Back up on the South Downs' ridge, that magnificent undulating backbone seemingly guarding inland Sussex from the sea, we regained legal status by rejoining the bridleway. Phew. At least there had been no surveillance drones buzzing overhead to record our misdemeanours. Not yet, in any case. Don't laugh, they are already in use. In your world. Your same world that now sanctions the abominable practice of indiscriminate sonic repellent apparatus to remove 'hoodies' from your environment. Free of surveillance and trespassing guilt, we headed up to Chanctonbury Ring, an unbeatable piece of Iron Age real estate. What a place to sit and contemplate the sea. England, oh England.

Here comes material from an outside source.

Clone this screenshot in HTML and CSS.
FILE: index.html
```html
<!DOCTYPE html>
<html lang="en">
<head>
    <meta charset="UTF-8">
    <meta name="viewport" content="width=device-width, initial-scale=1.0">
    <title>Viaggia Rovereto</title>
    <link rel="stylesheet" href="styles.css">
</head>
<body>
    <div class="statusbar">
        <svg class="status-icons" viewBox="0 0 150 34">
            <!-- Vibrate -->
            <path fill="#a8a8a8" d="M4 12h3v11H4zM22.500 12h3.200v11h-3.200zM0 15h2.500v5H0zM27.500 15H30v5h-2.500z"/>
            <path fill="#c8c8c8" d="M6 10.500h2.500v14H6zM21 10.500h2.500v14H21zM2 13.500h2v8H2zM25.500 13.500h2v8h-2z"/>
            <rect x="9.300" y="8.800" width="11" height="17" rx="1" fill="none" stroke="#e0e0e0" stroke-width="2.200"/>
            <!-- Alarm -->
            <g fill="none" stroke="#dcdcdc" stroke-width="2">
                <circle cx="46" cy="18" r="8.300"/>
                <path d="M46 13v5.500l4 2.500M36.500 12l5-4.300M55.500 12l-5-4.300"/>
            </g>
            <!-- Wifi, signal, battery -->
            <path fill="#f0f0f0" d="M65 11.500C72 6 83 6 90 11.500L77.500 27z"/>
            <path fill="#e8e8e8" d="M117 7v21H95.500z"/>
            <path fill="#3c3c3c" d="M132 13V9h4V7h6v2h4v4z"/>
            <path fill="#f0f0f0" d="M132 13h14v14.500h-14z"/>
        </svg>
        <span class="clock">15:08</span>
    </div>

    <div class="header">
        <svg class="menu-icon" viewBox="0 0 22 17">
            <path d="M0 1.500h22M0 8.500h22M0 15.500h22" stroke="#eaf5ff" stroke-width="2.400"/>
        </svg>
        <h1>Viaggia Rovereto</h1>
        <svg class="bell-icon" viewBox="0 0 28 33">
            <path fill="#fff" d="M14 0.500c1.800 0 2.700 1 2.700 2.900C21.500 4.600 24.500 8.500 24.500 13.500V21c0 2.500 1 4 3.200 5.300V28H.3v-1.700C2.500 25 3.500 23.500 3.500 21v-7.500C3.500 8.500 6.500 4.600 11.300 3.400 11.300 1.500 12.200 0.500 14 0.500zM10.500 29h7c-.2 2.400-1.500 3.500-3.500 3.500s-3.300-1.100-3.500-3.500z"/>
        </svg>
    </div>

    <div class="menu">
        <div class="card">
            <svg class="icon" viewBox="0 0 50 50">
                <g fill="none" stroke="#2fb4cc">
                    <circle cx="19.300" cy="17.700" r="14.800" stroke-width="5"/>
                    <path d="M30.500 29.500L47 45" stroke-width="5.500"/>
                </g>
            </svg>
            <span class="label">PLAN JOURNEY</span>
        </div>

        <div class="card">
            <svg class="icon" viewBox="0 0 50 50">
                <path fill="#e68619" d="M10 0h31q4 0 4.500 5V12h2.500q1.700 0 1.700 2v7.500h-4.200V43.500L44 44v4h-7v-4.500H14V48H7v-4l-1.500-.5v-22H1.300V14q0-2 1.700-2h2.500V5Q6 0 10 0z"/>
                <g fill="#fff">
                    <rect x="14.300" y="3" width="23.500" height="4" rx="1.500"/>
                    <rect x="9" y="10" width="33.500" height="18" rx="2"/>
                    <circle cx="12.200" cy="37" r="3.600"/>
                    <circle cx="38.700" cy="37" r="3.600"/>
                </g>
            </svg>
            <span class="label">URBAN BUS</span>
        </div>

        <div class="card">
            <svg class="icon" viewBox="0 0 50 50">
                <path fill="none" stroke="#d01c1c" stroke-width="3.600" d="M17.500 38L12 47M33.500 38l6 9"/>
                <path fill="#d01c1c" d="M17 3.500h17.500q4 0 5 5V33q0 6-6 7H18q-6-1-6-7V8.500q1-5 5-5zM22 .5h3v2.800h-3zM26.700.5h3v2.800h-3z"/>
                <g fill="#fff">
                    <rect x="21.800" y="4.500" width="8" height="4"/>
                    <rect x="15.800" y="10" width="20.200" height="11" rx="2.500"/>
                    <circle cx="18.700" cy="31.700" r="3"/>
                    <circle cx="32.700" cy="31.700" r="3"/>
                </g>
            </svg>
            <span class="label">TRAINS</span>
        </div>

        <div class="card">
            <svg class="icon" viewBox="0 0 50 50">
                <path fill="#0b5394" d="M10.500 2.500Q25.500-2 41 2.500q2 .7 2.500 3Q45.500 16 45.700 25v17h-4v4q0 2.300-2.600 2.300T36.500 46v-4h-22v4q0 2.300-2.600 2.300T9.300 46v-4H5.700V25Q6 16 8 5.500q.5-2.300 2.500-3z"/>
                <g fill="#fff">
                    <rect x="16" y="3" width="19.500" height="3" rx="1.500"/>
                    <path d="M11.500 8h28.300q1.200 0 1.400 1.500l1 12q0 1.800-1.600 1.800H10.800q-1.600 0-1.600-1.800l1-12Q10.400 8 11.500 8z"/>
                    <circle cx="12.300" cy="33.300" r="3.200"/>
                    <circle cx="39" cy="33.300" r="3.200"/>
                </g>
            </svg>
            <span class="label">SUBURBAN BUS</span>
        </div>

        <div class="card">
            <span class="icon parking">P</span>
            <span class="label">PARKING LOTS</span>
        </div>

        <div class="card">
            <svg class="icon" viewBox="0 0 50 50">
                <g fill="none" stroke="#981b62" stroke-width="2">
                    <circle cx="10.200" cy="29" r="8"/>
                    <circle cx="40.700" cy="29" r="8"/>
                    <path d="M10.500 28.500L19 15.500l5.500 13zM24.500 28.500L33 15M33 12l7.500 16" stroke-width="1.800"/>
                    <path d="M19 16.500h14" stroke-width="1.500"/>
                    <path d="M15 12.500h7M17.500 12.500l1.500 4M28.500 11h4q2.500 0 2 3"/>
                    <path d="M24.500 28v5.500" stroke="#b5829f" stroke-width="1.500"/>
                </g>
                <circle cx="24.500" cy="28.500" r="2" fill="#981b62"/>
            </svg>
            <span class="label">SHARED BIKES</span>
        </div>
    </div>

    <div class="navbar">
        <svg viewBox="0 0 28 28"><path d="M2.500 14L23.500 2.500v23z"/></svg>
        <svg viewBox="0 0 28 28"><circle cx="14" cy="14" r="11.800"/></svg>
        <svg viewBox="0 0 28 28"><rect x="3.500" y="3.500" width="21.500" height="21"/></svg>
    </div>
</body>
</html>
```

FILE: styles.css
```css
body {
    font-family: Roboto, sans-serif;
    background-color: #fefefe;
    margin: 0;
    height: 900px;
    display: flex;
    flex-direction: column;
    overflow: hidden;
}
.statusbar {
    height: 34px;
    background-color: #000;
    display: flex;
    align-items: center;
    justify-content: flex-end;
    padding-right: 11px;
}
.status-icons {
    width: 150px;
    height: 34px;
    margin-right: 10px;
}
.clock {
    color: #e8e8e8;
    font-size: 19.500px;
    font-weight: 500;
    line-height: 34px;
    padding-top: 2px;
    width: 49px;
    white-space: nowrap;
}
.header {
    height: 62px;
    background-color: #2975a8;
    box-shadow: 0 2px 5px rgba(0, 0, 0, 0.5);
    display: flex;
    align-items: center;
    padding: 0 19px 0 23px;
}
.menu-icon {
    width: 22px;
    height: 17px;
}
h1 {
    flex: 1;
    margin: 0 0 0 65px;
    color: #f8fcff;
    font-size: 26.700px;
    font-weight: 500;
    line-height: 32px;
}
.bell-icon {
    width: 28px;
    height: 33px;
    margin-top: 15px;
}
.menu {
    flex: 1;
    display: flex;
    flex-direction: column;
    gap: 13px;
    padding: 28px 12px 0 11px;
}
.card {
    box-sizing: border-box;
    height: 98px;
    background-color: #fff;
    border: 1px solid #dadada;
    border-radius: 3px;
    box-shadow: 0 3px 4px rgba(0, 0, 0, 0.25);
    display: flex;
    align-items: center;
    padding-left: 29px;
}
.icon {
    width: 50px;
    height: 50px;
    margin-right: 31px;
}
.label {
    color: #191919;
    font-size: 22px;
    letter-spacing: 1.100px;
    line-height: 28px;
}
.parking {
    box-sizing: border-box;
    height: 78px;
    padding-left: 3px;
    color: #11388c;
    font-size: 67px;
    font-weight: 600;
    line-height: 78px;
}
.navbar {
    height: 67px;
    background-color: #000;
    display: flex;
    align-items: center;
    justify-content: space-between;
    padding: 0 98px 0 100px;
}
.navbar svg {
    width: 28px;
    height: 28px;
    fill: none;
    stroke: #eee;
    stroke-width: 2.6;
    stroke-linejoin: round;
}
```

After a 'it's not just a picnic, it's an M&S picnic' picnic (all very nice indeed but £3.69 for some sliced mango, oh please, I'd rather shitter adverts and lower prices), it was time for some bone shaking downhill, the delicious reward for a lung- and leg-lambasting ascent. The wet ground, the vertiginous descent ahead. The risk, the danger; the thrill. Ah, the walkers heading uphill. Conflict, disapproval, Xhosa-esque tut-tutting à la Sussex? I slowed to pass. The elderly couple retreated to the shelter of the path's edge. 'Don't worry, you go for it love,' she screamed. Faith in humanity restored, we thundered down.